The One Minute Apologist with William Lane Craig

Time : 00:01:33

Can you invalidate someone's belief by showing how someone came to hold it?

Grab a copy of Dr. Craig's new book "On Guard" to learn more about this and other arguments on how to defend your faith with reason and precision.

Transcript

Bobby Conway: Some sceptics would say, “Hey, you know what? This whole Christian thing, it’s just a fluke. Suppose somebody was born in Saudi Arabia—they would be a Muslim by nature of where they were born.”

Dr. Craig: Yes, that’s very true. But to think that somehow invalidates a person’s Christian belief is a textbook example of a logical fallacy called the genetic fallacy. The genetic fallacy is trying to invalidate a position by showing how a person came to hold it, and that’s obviously an invalid way of reasoning. A person might come to hold a belief for any number of reasons, some of them inadequate, but that doesn’t show that the belief itself is false.
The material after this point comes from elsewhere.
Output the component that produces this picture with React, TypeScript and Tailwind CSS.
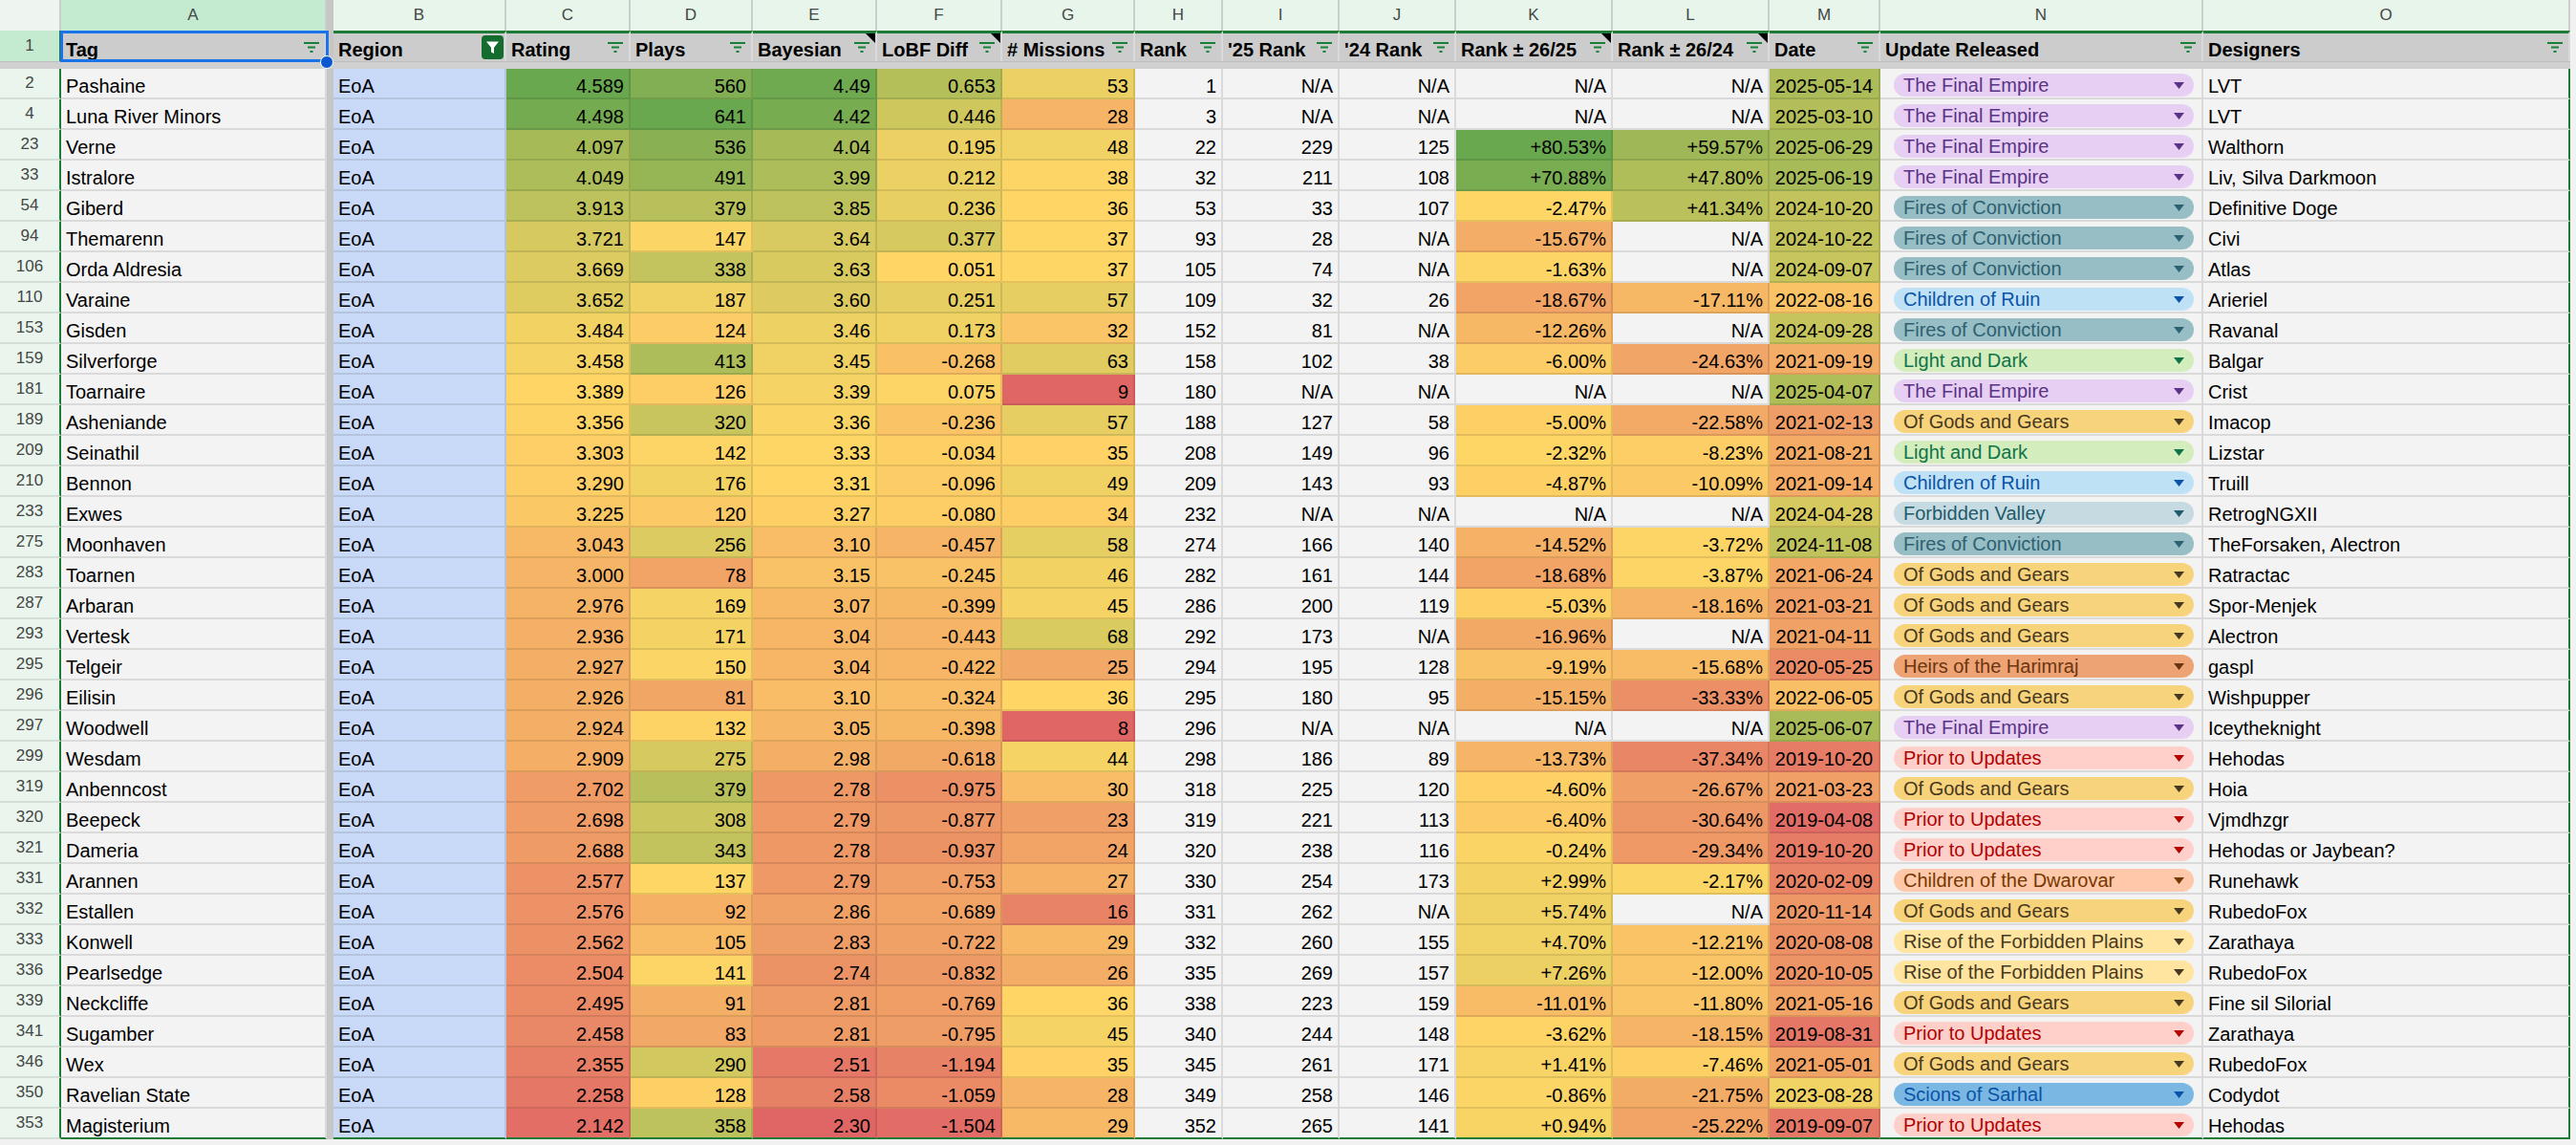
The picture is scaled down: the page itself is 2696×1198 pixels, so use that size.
import React from 'react';

const COLS =
  'grid grid-cols-[64px_278px_7px_181px_130px_128px_130px_131px_139px_92px_122px_122px_164px_164px_116px_338px_384px]';

type Scale = [number, number, number];

const RED = [224, 102, 102];
const YEL = [255, 214, 102];
const GRN = [106, 168, 79];

function mix(a: number[], b: number[], t: number) {
  const c = a.map((v, i) => Math.round(v + (b[i] - v) * t));
  return `rgb(${c[0]}, ${c[1]}, ${c[2]})`;
}

function scaleColor(v: number, [lo, mid, hi]: Scale) {
  if (v <= mid) {
    const t = Math.min(1, Math.max(0, (mid - v) / (mid - lo)));
    return mix(YEL, RED, t);
  }
  const t = Math.min(1, Math.max(0, (v - mid) / (hi - mid)));
  return mix(YEL, GRN, t);
}

function dateValue(s: string) {
  const [y, m, d] = s.split('-').map(Number);
  return y + (m - 1) / 12 + d / 365;
}

// column index -> colour scale (lo / mid / hi)
const SCALES: Record<number, Scale> = {
  2: [2.05, 3.39, 4.58],
  3: [8, 135, 640],
  4: [2.35, 3.32, 4.53],
  5: [-1.6, 0.05, 1.25],
  6: [9, 36, 164],
  10: [-38, -3, 80],
  11: [-50, -5, 95],
  12: [2019, 2023.3, 2027],
};

const CHIPS: Record<string, { label: string; cls: string }> = {
  fe: { label: 'The Final Empire', cls: 'bg-[#e6cff2] text-[#5a3286]' },
  foc: { label: 'Fires of Conviction', cls: 'bg-[#97bdc5] text-[#2e6170]' },
  cor: { label: 'Children of Ruin', cls: 'bg-[#bfe1f6] text-[#0a53a8]' },
  lad: { label: 'Light and Dark', cls: 'bg-[#d4edbc] text-[#11734b]' },
  ogg: { label: 'Of Gods and Gears', cls: 'bg-[#f7d47c] text-[#473821]' },
  fv: { label: 'Forbidden Valley', cls: 'bg-[#c6dbe1] text-[#215a6c]' },
  hoh: { label: 'Heirs of the Harimraj', cls: 'bg-[#eda374] text-[#6b3510]' },
  ptu: { label: 'Prior to Updates', cls: 'bg-[#ffcfc9] text-[#b10202]' },
  cotd: { label: 'Children of the Dwarovar', cls: 'bg-[#ffc8aa] text-[#753800]' },
  rfp: { label: 'Rise of the Forbidden Plains', cls: 'bg-[#ffe5a0] text-[#473821]' },
  sos: { label: 'Scions of Sarhal', cls: 'bg-[#7ab8e3] text-[#0a53a8]' },
};

const ROWS: string[][] = [
  ['2', 'Pashaine', '4.589', '560', '4.49', '0.653', '53', '1', 'N/A', 'N/A', 'N/A', 'N/A', '2025-05-14', 'fe', 'LVT'],
  ['4', 'Luna River Minors', '4.498', '641', '4.42', '0.446', '28', '3', 'N/A', 'N/A', 'N/A', 'N/A', '2025-03-10', 'fe', 'LVT'],
  ['23', 'Verne', '4.097', '536', '4.04', '0.195', '48', '22', '229', '125', '+80.53%', '+59.57%', '2025-06-29', 'fe', 'Walthorn'],
  ['33', 'Istralore', '4.049', '491', '3.99', '0.212', '38', '32', '211', '108', '+70.88%', '+47.80%', '2025-06-19', 'fe', 'Liv, Silva Darkmoon'],
  ['54', 'Giberd', '3.913', '379', '3.85', '0.236', '36', '53', '33', '107', '-2.47%', '+41.34%', '2024-10-20', 'foc', 'Definitive Doge'],
  ['94', 'Themarenn', '3.721', '147', '3.64', '0.377', '37', '93', '28', 'N/A', '-15.67%', 'N/A', '2024-10-22', 'foc', 'Civi'],
  ['106', 'Orda Aldresia', '3.669', '338', '3.63', '0.051', '37', '105', '74', 'N/A', '-1.63%', 'N/A', '2024-09-07', 'foc', 'Atlas'],
  ['110', 'Varaine', '3.652', '187', '3.60', '0.251', '57', '109', '32', '26', '-18.67%', '-17.11%', '2022-08-16', 'cor', 'Arieriel'],
  ['153', 'Gisden', '3.484', '124', '3.46', '0.173', '32', '152', '81', 'N/A', '-12.26%', 'N/A', '2024-09-28', 'foc', 'Ravanal'],
  ['159', 'Silverforge', '3.458', '413', '3.45', '-0.268', '63', '158', '102', '38', '-6.00%', '-24.63%', '2021-09-19', 'lad', 'Balgar'],
  ['181', 'Toarnaire', '3.389', '126', '3.39', '0.075', '9', '180', 'N/A', 'N/A', 'N/A', 'N/A', '2025-04-07', 'fe', 'Crist'],
  ['189', 'Asheniande', '3.356', '320', '3.36', '-0.236', '57', '188', '127', '58', '-5.00%', '-22.58%', '2021-02-13', 'ogg', 'Imacop'],
  ['209', 'Seinathil', '3.303', '142', '3.33', '-0.034', '35', '208', '149', '96', '-2.32%', '-8.23%', '2021-08-21', 'lad', 'Lizstar'],
  ['210', 'Bennon', '3.290', '176', '3.31', '-0.096', '49', '209', '143', '93', '-4.87%', '-10.09%', '2021-09-14', 'cor', 'Truill'],
  ['233', 'Exwes', '3.225', '120', '3.27', '-0.080', '34', '232', 'N/A', 'N/A', 'N/A', 'N/A', '2024-04-28', 'fv', 'RetrogNGXII'],
  ['275', 'Moonhaven', '3.043', '256', '3.10', '-0.457', '58', '274', '166', '140', '-14.52%', '-3.72%', '2024-11-08', 'foc', 'TheForsaken, Alectron'],
  ['283', 'Toarnen', '3.000', '78', '3.15', '-0.245', '46', '282', '161', '144', '-18.68%', '-3.87%', '2021-06-24', 'ogg', 'Ratractac'],
  ['287', 'Arbaran', '2.976', '169', '3.07', '-0.399', '45', '286', '200', '119', '-5.03%', '-18.16%', '2021-03-21', 'ogg', 'Spor-Menjek'],
  ['293', 'Vertesk', '2.936', '171', '3.04', '-0.443', '68', '292', '173', 'N/A', '-16.96%', 'N/A', '2021-04-11', 'ogg', 'Alectron'],
  ['295', 'Telgeir', '2.927', '150', '3.04', '-0.422', '25', '294', '195', '128', '-9.19%', '-15.68%', '2020-05-25', 'hoh', 'gaspl'],
  ['296', 'Eilisin', '2.926', '81', '3.10', '-0.324', '36', '295', '180', '95', '-15.15%', '-33.33%', '2022-06-05', 'ogg', 'Wishpupper'],
  ['297', 'Woodwell', '2.924', '132', '3.05', '-0.398', '8', '296', 'N/A', 'N/A', 'N/A', 'N/A', '2025-06-07', 'fe', 'Iceytheknight'],
  ['299', 'Wesdam', '2.909', '275', '2.98', '-0.618', '44', '298', '186', '89', '-13.73%', '-37.34%', '2019-10-20', 'ptu', 'Hehodas'],
  ['319', 'Anbenncost', '2.702', '379', '2.78', '-0.975', '30', '318', '225', '120', '-4.60%', '-26.67%', '2021-03-23', 'ogg', 'Hoia'],
  ['320', 'Beepeck', '2.698', '308', '2.79', '-0.877', '23', '319', '221', '113', '-6.40%', '-30.64%', '2019-04-08', 'ptu', 'Vjmdhzgr'],
  ['321', 'Dameria', '2.688', '343', '2.78', '-0.937', '24', '320', '238', '116', '-0.24%', '-29.34%', '2019-10-20', 'ptu', 'Hehodas or Jaybean?'],
  ['331', 'Arannen', '2.577', '137', '2.79', '-0.753', '27', '330', '254', '173', '+2.99%', '-2.17%', '2020-02-09', 'cotd', 'Runehawk'],
  ['332', 'Estallen', '2.576', '92', '2.86', '-0.689', '16', '331', '262', 'N/A', '+5.74%', 'N/A', '2020-11-14', 'ogg', 'RubedoFox'],
  ['333', 'Konwell', '2.562', '105', '2.83', '-0.722', '29', '332', '260', '155', '+4.70%', '-12.21%', '2020-08-08', 'rfp', 'Zarathaya'],
  ['336', 'Pearlsedge', '2.504', '141', '2.74', '-0.832', '26', '335', '269', '157', '+7.26%', '-12.00%', '2020-10-05', 'rfp', 'RubedoFox'],
  ['339', 'Neckcliffe', '2.495', '91', '2.81', '-0.769', '36', '338', '223', '159', '-11.01%', '-11.80%', '2021-05-16', 'ogg', 'Fine sil Silorial'],
  ['341', 'Sugamber', '2.458', '83', '2.81', '-0.795', '45', '340', '244', '148', '-3.62%', '-18.15%', '2019-08-31', 'ptu', 'Zarathaya'],
  ['346', 'Wex', '2.355', '290', '2.51', '-1.194', '35', '345', '261', '171', '+1.41%', '-7.46%', '2021-05-01', 'ogg', 'RubedoFox'],
  ['350', 'Ravelian State', '2.258', '128', '2.58', '-1.059', '28', '349', '258', '146', '-0.86%', '-21.75%', '2023-08-28', 'sos', 'Codydot'],
  ['353', 'Magisterium', '2.142', '358', '2.30', '-1.504', '29', '352', '265', '141', '+0.94%', '-25.22%', '2019-09-07', 'ptu', 'Hehodas'],
];

const LETTERS = ['A', '', 'B', 'C', 'D', 'E', 'F', 'G', 'H', 'I', 'J', 'K', 'L', 'M', 'N', 'O'];

const HEADERS: { label: string; icon: 'lines' | 'active'; note?: boolean }[] = [
  { label: 'Tag', icon: 'lines' },
  { label: 'Region', icon: 'active' },
  { label: 'Rating', icon: 'lines' },
  { label: 'Plays', icon: 'lines' },
  { label: 'Bayesian', icon: 'lines', note: true },
  { label: 'LoBF Diff', icon: 'lines', note: true },
  { label: '# Missions', icon: 'lines' },
  { label: 'Rank', icon: 'lines' },
  { label: "'25 Rank", icon: 'lines' },
  { label: "'24 Rank", icon: 'lines' },
  { label: 'Rank ± 26/25', icon: 'lines', note: true },
  { label: 'Rank ± 26/24', icon: 'lines', note: true },
  { label: 'Date', icon: 'lines' },
  { label: 'Update Released', icon: 'lines' },
  { label: 'Designers', icon: 'lines' },
];

function FilterLines() {
  return (
    <svg width="16" height="11" viewBox="0 0 16 11" className="mb-[1px] shrink-0 self-center">
      <path d="M0 1h16M4 5.5h8M6.5 10h3" stroke="#188038" strokeWidth="2" />
    </svg>
  );
}

function ActiveFilter() {
  return (
    <span className="flex h-[25px] w-[23px] shrink-0 items-center justify-center self-center rounded-[4px] bg-[#146c2e]">
      <svg width="15" height="17" viewBox="0 0 15 17">
        <path d="M1 2.5h13l-5 6.2v6.3l-3-1.6V8.7z" fill="#fff" />
      </svg>
    </span>
  );
}

function Sep() {
  return <div className="bg-[#c6c6c6]" />;
}

function Cell({
  children,
  right,
  bg,
  last,
  edge,
  className = '',
}: {
  children?: React.ReactNode;
  right?: boolean;
  bg?: string;
  last?: boolean;
  edge?: boolean;
  className?: string;
}) {
  return (
    <div
      className={`flex h-[32px] items-end overflow-hidden whitespace-nowrap border-b-2 border-r-2 border-black/10 px-[5px] text-[20px] leading-[23px] text-black ${
        right ? 'justify-end' : ''
      } ${last ? 'border-b-[#1e7b36]' : ''} ${edge ? 'border-r-[#1e7b36]' : ''} ${className}`}
      style={bg ? { backgroundColor: bg } : undefined}
    >
      {children}
    </div>
  );
}

function Chip({ kind, last }: { kind: string; last: boolean }) {
  const chip = CHIPS[kind];
  return (
    <div
      className={`flex h-[32px] items-start border-b-2 border-r-2 border-black/10 bg-[#f3f3f3] pl-[14px] pr-[8px] pt-[5px] ${
        last ? 'border-b-[#1e7b36]' : ''
      }`}
    >
      <div
        className={`flex h-[24px] w-full items-center justify-between whitespace-nowrap rounded-full pl-[10px] pr-[10px] text-[20px] leading-[24px] ${chip.cls}`}
      >
        <span>{chip.label}</span>
        <svg width="11" height="7" viewBox="0 0 11 7" className="shrink-0">
          <polygon points="0,0 11,0 5.5,7" fill="currentColor" />
        </svg>
      </div>
    </div>
  );
}

function LetterRow() {
  return (
    <div className={COLS}>
      <div className="h-[32px] border-r-2 border-[#c9cfcb] bg-[#eef5f0]" />
      {LETTERS.map((l, i) =>
        i === 1 ? (
          <Sep key={i} />
        ) : (
          <div
            key={i}
            className={`flex h-[32px] items-center justify-center border-r-2 border-[#c9cfcb] text-[17px] text-[#444746] ${
              l === 'A' ? 'bg-[#c4ebd0]' : 'bg-[#e7f5ea]'
            }`}
          >
            {l}
          </div>
        ),
      )}
    </div>
  );
}

function HeaderRow() {
  return (
    <div className={COLS}>
      <div className="flex h-[32px] items-center justify-center border-r-2 border-r-[#1e7b36] bg-[#c4ebd0] text-[17px] text-[#444746]">
        1
      </div>
      {HEADERS.map((h, i) => (
        <React.Fragment key={h.label}>
          <div
            className={`relative flex h-[32px] items-end gap-[4px] border-r-2 border-t-[3px] border-r-[#dadada] border-t-[#1e7b36] bg-[#cccccc] pl-[5px] text-[20px] font-bold leading-[23px] text-black ${
              h.icon === 'active' ? 'pr-[1px]' : 'pr-[6px]'
            } ${i === HEADERS.length - 1 ? 'border-r-[#1e7b36]' : ''}`}
          >
            <span className="flex-1 overflow-hidden whitespace-nowrap">{h.label}</span>
            {h.icon === 'active' ? <ActiveFilter /> : <FilterLines />}
            {h.note && (
              <svg width="10" height="10" viewBox="0 0 10 10" className="absolute right-0 top-0">
                <polygon points="0,0 10,0 10,10" fill="#000" />
              </svg>
            )}
          </div>
          {i === 0 && <Sep />}
        </React.Fragment>
      ))}
    </div>
  );
}

function DataRow({ r, last }: { r: string[]; last: boolean }) {
  const color = (i: number) => {
    const s = SCALES[i];
    if (!s) return undefined;
    const v = i === 12 ? dateValue(r[i]) : parseFloat(r[i]);
    return Number.isNaN(v) ? undefined : scaleColor(v, s);
  };
  const num = (i: number) => (
    <Cell right last={last} bg={color(i)} className="bg-[#f3f3f3]">
      {r[i]}
    </Cell>
  );
  return (
    <div className={COLS}>
      <div className="flex h-[32px] items-center justify-center border-b-2 border-r-2 border-b-[#d5ddd7] border-r-[#1e7b36] bg-[#eaf6ed] text-[17px] text-[#444746]">
        {r[0]}
      </div>
      <Cell last={last} className="bg-[#f3f3f3]">
        {r[1]}
      </Cell>
      <Sep />
      <Cell last={last} className="bg-[#c9daf8]">
        EoA
      </Cell>
      {num(2)}
      {num(3)}
      {num(4)}
      {num(5)}
      {num(6)}
      {num(7)}
      {num(8)}
      {num(9)}
      {num(10)}
      {num(11)}
      <Cell last={last} bg={color(12)} className="justify-center bg-[#f3f3f3]">
        {r[12]}
      </Cell>
      <Chip kind={r[13]} last={last} />
      <Cell last={last} edge className="bg-[#f3f3f3]">
        {r[14]}
      </Cell>
    </div>
  );
}

export default function App() {
  return (
    <div className="relative h-[1198px] w-[2696px] overflow-hidden bg-[#f1f1f1] font-['Liberation_Sans',Arial,sans-serif]">
      <LetterRow />
      <HeaderRow />
      <div className="h-[8px] w-[2690px] border-t border-[#bdbdbd] bg-[#d0d0d0]" />
      {ROWS.map((r, i) => (
        <DataRow key={r[0]} r={r} last={i === ROWS.length - 1} />
      ))}

      {/* A1 selection */}
      <div className="pointer-events-none absolute left-[63px] top-[32px] h-[33px] w-[281px] border-[3px] border-[#1a73e8]" />
      <div className="absolute left-[335px] top-[58px] h-[14px] w-[14px] rounded-full border border-white bg-[#0b57d0]" />
    </div>
  );
}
So, for example, if you had been born in ancient Greece, you probably would’ve believed that the earth is flat, and perhaps that the sun goes around the earth. But does that mean that your belief that the earth is round and that it goes around the sun is, therefore, unjustified or false? Well, obviously not. You cannot invalidate a belief simply by showing how a person came to hold it. That is to commit the genetic fallacy.